Term

Karanaकरण

Half-tithi

Half of a tithi — each tithi is divided into two karanas, each spanning 6° of Sun-Moon separation. There are 11 karanas in classical panchanga, four fixed and seven repeating. Karana at sunrise determines the day’s karana value.

A karana is half a tithi — 6° of separation between the Moon and Sun, so two karanas make up each 12° tithi and sixty fall in a lunar month. It is the finest of the five limbs of the panchanga.

Although there are sixty half-tithis, they carry only eleven names. Seven are chara (movable) — Bava, Balava, Kaulava, Taitila, Gara, Vanija, and Vishti — and repeat eight times through the month.
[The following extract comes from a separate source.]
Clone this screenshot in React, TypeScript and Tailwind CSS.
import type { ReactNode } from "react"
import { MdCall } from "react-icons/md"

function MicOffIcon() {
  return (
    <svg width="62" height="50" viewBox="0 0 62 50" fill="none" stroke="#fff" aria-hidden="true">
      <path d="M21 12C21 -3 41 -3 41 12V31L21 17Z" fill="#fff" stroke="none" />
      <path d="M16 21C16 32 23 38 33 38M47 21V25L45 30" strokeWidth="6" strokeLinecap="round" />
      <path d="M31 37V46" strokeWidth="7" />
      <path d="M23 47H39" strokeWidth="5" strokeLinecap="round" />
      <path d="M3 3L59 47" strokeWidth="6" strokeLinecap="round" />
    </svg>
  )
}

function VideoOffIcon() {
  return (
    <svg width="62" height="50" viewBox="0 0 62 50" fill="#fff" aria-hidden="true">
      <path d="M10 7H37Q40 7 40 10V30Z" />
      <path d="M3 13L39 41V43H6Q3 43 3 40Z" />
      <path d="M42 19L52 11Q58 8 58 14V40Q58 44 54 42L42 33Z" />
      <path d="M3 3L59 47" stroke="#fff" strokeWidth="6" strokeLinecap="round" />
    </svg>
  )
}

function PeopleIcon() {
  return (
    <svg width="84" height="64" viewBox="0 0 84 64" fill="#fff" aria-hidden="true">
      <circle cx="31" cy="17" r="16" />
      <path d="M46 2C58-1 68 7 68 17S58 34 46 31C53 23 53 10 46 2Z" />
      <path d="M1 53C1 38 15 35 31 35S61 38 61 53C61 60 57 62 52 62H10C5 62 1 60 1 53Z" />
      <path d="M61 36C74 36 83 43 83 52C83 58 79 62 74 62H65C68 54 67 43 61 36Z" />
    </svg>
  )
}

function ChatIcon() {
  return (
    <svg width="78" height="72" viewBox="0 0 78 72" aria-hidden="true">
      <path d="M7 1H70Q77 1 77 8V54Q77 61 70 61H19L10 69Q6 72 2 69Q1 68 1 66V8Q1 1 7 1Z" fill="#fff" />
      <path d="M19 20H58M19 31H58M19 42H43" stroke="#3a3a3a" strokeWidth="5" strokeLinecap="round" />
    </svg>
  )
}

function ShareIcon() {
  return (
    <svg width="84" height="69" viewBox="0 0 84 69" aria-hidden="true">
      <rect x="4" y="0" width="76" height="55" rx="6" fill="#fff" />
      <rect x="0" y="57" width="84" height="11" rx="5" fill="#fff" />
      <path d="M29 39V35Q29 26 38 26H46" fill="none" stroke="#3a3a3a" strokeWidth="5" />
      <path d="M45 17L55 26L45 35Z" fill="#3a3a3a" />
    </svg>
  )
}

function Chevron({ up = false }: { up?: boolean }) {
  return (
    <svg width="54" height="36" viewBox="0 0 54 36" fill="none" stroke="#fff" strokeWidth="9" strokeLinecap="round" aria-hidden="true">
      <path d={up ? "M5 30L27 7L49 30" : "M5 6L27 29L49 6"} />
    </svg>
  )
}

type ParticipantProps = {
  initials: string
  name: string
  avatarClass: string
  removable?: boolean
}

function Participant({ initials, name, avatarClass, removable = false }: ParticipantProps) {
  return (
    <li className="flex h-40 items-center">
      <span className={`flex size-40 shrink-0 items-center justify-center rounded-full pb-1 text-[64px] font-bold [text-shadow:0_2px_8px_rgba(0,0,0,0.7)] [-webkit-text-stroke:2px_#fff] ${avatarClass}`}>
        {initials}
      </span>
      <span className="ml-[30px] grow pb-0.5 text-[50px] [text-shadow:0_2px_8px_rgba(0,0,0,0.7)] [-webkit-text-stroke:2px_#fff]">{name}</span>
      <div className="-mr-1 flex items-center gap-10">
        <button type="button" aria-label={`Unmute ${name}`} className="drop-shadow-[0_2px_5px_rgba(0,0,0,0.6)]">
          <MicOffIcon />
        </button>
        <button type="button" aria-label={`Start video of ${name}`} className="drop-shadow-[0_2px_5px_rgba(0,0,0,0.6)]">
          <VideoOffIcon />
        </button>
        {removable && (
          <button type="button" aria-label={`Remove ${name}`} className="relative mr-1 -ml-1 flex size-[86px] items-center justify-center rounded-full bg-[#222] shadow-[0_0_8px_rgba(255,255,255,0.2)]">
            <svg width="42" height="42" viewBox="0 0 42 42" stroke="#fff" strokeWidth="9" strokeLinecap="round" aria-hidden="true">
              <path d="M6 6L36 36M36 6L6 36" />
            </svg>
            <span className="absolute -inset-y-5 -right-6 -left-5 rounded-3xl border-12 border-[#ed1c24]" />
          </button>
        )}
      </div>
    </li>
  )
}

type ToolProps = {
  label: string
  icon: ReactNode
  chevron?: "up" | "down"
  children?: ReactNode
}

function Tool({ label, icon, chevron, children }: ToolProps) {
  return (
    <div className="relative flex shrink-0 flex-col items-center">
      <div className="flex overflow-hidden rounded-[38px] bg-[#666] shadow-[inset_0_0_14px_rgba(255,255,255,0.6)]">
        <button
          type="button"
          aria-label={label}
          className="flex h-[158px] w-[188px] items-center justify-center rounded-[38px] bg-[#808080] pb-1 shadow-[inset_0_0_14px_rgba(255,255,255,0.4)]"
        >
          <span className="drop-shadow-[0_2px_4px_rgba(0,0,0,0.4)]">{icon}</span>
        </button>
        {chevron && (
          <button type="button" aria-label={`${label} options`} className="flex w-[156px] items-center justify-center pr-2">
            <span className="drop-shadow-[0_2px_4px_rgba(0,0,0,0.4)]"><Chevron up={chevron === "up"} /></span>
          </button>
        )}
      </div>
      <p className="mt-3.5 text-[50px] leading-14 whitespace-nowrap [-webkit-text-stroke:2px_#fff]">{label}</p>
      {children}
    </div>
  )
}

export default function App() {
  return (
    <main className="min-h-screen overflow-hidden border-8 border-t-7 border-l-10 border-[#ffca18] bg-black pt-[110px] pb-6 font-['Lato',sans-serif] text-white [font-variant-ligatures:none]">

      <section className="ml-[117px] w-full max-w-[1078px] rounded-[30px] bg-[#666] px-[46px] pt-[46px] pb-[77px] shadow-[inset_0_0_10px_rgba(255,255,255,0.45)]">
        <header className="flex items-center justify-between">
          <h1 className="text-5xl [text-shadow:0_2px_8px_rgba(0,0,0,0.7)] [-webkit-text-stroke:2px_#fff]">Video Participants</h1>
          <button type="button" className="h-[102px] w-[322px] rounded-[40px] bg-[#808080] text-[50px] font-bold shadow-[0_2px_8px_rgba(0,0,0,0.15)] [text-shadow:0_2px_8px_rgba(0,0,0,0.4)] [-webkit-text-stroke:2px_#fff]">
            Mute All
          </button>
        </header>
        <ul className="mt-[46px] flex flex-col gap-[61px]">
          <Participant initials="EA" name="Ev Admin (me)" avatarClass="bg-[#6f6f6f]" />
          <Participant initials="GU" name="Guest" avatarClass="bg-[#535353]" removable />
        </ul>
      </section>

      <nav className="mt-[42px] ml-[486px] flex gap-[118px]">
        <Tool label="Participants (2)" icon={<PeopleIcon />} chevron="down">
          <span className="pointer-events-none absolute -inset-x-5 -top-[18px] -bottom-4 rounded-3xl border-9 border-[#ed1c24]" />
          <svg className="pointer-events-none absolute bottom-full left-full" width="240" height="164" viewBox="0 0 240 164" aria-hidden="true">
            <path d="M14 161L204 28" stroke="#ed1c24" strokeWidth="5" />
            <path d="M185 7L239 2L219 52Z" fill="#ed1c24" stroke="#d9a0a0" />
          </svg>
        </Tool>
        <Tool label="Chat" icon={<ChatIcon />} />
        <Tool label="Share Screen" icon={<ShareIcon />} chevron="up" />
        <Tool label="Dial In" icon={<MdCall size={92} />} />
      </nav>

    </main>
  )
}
The other four are sthira (fixed) — Kimstughna, Shakuni, Chatushpada, and Naga — and occur once each, anchored to the very start and end of the lunar month around the new moon.

SahiKundli derives the karana from the same Sun-Moon elongation that gives the tithi: the elongation divided by 6 gives a number from 0 to 59, which maps to the fixed-and-movable name sequence. The karana reported for a date is the one in force at sunrise, and its end time — the moment the elongation next reaches a multiple of 6° — is found by bisection and shown in the location’s timezone.